The angriest support email I ever received wasn't about a crash or a missing feature. It was about an app that was trying too hard to be helpful, and the user just wanted a way to make it stop. He was practically begging for a dumb mode.
The Seduction of a Good Demo The feature was in Grape Notes Pro. We thought we had a breakthrough: automatic tagging. You’d write a note, and the app would scan the text and suggest relevant tags. A note with a date and "Dr. Evans" would get tagged "Appointments." Mention a few ingredients and it would get "Recipes."
In our test library, it was magic. It felt intelligent, like the app was anticipating your needs. It made for a fantastic demo on video. We were proud of it. We were solving the blank page problem and the organization problem in one clean, automated step. It checked all the boxes for a modern, intelligent app.

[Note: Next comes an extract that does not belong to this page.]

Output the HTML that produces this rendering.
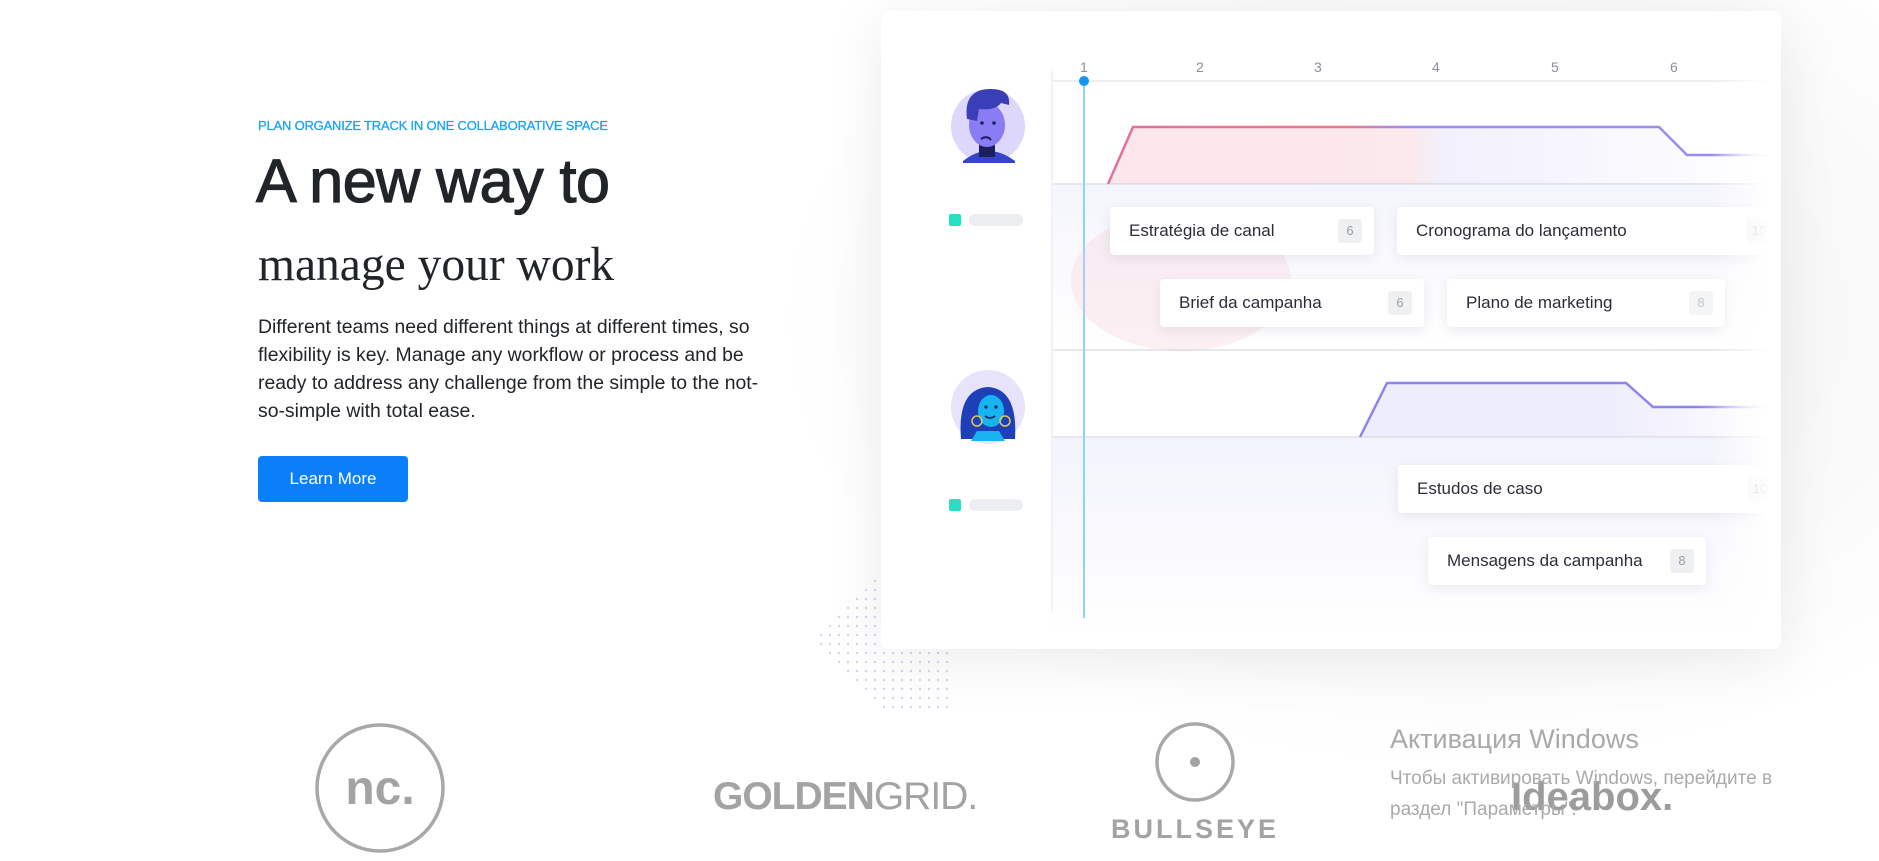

We shipped it as the default experience. New notes would get their tags automatically applied after a few seconds of inactivity. We figured if a user didn't like a tag, they could just delete it. Simple. We saw it as saving people clicks, reducing the friction of keeping their notes tidy.

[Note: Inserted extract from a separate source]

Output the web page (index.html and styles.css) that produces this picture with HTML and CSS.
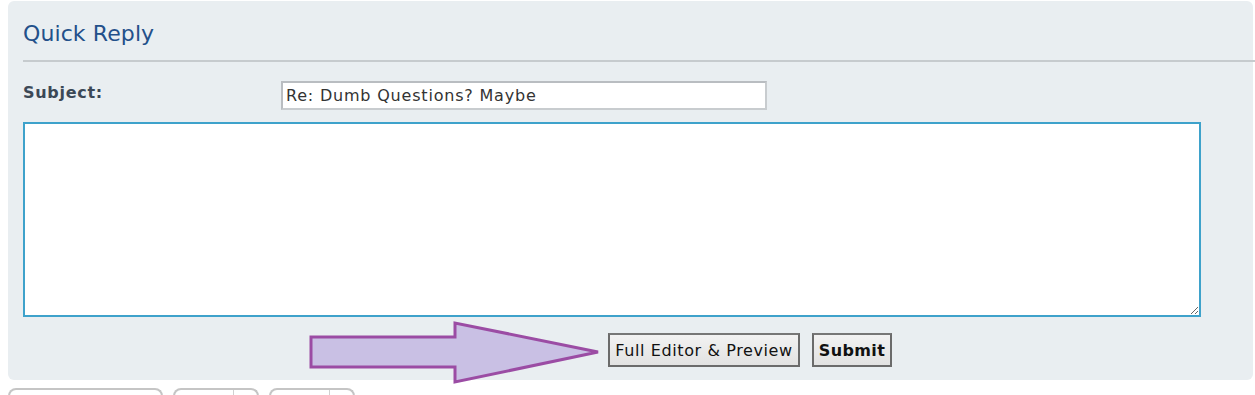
FILE: index.html
```html
<!DOCTYPE html>
<html>
<head>
<meta charset="utf-8">
<link rel="stylesheet" href="styles.css">
</head>
<body>
<div class="page">
  <div class="panel">
    <div class="panel-head"><h2 class="title">Quick Reply</h2></div>
    <div class="subject-row">
      <label class="subject-label">Subject:</label>
      <input class="subject-input" type="text" value="Re: Dumb Questions? Maybe">
    </div>
    <textarea class="message"></textarea>
    <div class="actions">
      <button class="btn btn-full">Full Editor &amp; Preview</button>
      <button class="btn btn-bold">Submit</button>
    </div>
    <svg class="arrow" width="300" height="64" viewBox="0 0 300 64">
      <polygon points="3,16 147,16 147,2 290,31 147,61 147,46 3,46" fill="#c9c0e4" stroke="#9b4ca4" stroke-width="3" stroke-linejoin="miter"/>
    </svg>
  </div>
  <div class="tabs">
    <div class="tab tab-wide"></div>
    <div class="tab tab-split"><span class="seg"></span><span class="seg-s"></span></div>
    <div class="tab tab-split"><span class="seg"></span><span class="seg-s"></span></div>
  </div>
</div>
</body>
</html>
```
FILE: styles.css
```css
html, body {
  margin: 0;
  padding: 0;
  background: #ffffff;
  font-family: "DejaVu Sans", Verdana, sans-serif;
}
.page {
  padding: 1px 2px 0 8px;
}
.panel {
  position: relative;
  background: #e9eef1;
  border-radius: 6px;
  height: 379px;
  box-sizing: border-box;
  padding: 1px 0 0 15px;
}
.panel-head {
  border-bottom: 2px solid #c6cbce;
  height: 60px;
  box-sizing: border-box;
  margin-right: -2px;
}
.title {
  margin: 0;
  padding-top: 18px;
  font-size: 22px;
  font-weight: normal;
  color: #23508a;
  line-height: 28px;
  letter-spacing: 0.1px;
}
.subject-row {
  display: flex;
  align-items: flex-start;
  padding-top: 19px;
  height: 60px;
  box-sizing: border-box;
}
.subject-label {
  width: 258px;
  font-size: 16px;
  font-weight: bold;
  color: #3b4856;
  line-height: 20px;
  padding-top: 2px;
  letter-spacing: 0.7px;
}
.subject-input {
  width: 486px;
  height: 29px;
  box-sizing: border-box;
  border: 2px solid #b9bdc1;
  border-right-color: #c8cccf;
  border-bottom-color: #c8cccf;
  background: #fff;
  font-family: "DejaVu Sans", Verdana, sans-serif;
  font-size: 16px;
  letter-spacing: 0.8px;
  color: #333;
  padding: 0 3px;
  margin: 0;
  outline: none;
}
.message {
  display: block;
  width: 1178px;
  height: 195px;
  box-sizing: border-box;
  border: 2px solid #3ea2cb;
  background: #fff;
  margin: 0;
  padding: 2px;
  resize: both;
  outline: none;
}
.actions {
  display: flex;
  gap: 12px;
  padding-left: 585px;
  padding-top: 16px;
}
.btn {
  height: 34px;
  box-sizing: border-box;
  border: 2px solid #6b6b6b;
  border-top-color: #777;
  background: linear-gradient(#f2f2f2, #e2e2e2);
  font-family: "DejaVu Sans", Verdana, sans-serif;
  font-size: 16px;
  letter-spacing: 0.6px;
  color: #111;
  padding: 0;
  margin: 0;
  border-radius: 0;
}
.btn-full { width: 192px; }
.btn-bold {
  font-weight: bold;
  width: 80px;
  letter-spacing: 0.4px;
}
.arrow {
  position: absolute;
  left: 300px;
  top: 320px;
}
.tabs {
  display: flex;
  gap: 10px;
  padding-top: 8px;
}
.tab {
  height: 12px;
  border: 2px solid #c5c5c5;
  border-bottom: none;
  border-radius: 8px 8px 0 0;
  background: #fff;
  box-sizing: border-box;
}
.tab-wide { width: 155px; }
.tab-split {
  width: 86px;
  display: flex;
}
.seg {
  width: 58px;
  border-right: 1px solid #d0d0d0;
}
```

The User Who Knew Better The email landed a week after launch. It was from a power user, someone with thousands of notes meticulously organized over years. He wasn't rude, but he was furious. It was the kind of polite fury that only a truly dedicated user can muster when you break their workflow.
His system was his own. A note about a "board meeting" that mentioned a project code was getting re-tagged as "Project X" automatically, overwriting his "Management" tag. A quick note to his wife about "picking up milk and coffee" was being filed under "Groceries," but for him, that was a "Home" task. The app wasn't just suggesting things; it was actively undoing his work.
He described the feeling of fighting the software. He’d fix a tag, look away, and the app would "helpfully" change it back. He felt like he had a ghost in his machine, a well-meaning but incompetent assistant he couldn't fire. His simple request was buried in the fourth paragraph: "How do I turn this off? I've looked everywhere."
Shipping the Obvious Fix He couldn't find the setting because there wasn't one. In our rush to ship something that looked smart, we forgot the most critical user interaction of all: consent. We assumed the value was so obvious that everyone would want it. We were wrong.
The fix was humbling and fast. We pushed an update in 48 hours. The first change was a big, obvious toggle in the main settings screen: "Enable Automatic Tag Suggestions." It was off by default for all new users. We weren't going to make that mistake again.
The second change was more subtle, but more important. For users who kept it on, the tags were no longer applied automatically. They appeared as faint suggestions below the note. You could tap one to accept it, or just ignore them and they’d fade away. The user was back in control. It turned the feature from a mandate into a quiet offer of help.
The Difference Between Magic and Leverage That whole episode taught me a lesson that no amount of trend-watching ever could. The tech industry loves to talk about creating "magic," but most users don't want a magician. They want a better tool. They want leverage. A hammer doesn't guess where the nail should go. It just hits harder than a fist.
The pain under the buzzword of "AI" or "smart features" is almost always about control. When an app does something unpredictable, it adds cognitive load. The user now has to supervise the feature that was supposed to be saving them time. It’s a terrible trade. The goal shouldn’t be to build an app that thinks for the user, but one that helps the user think better.
Predictability is the most underrated feature. A smart feature should feel like a simple rule, expertly applied. It should be obvious what it’s doing and why. And if it gets it wrong, it should be just as obvious how to correct it, or ignore it entirely.
We stopped chasing the demo that looks like it can read your mind. We now focus on building better levers. Simple, sturdy tools you can put your hand on, that make your own intent more powerful, and that include a very clear way to put them back in the box.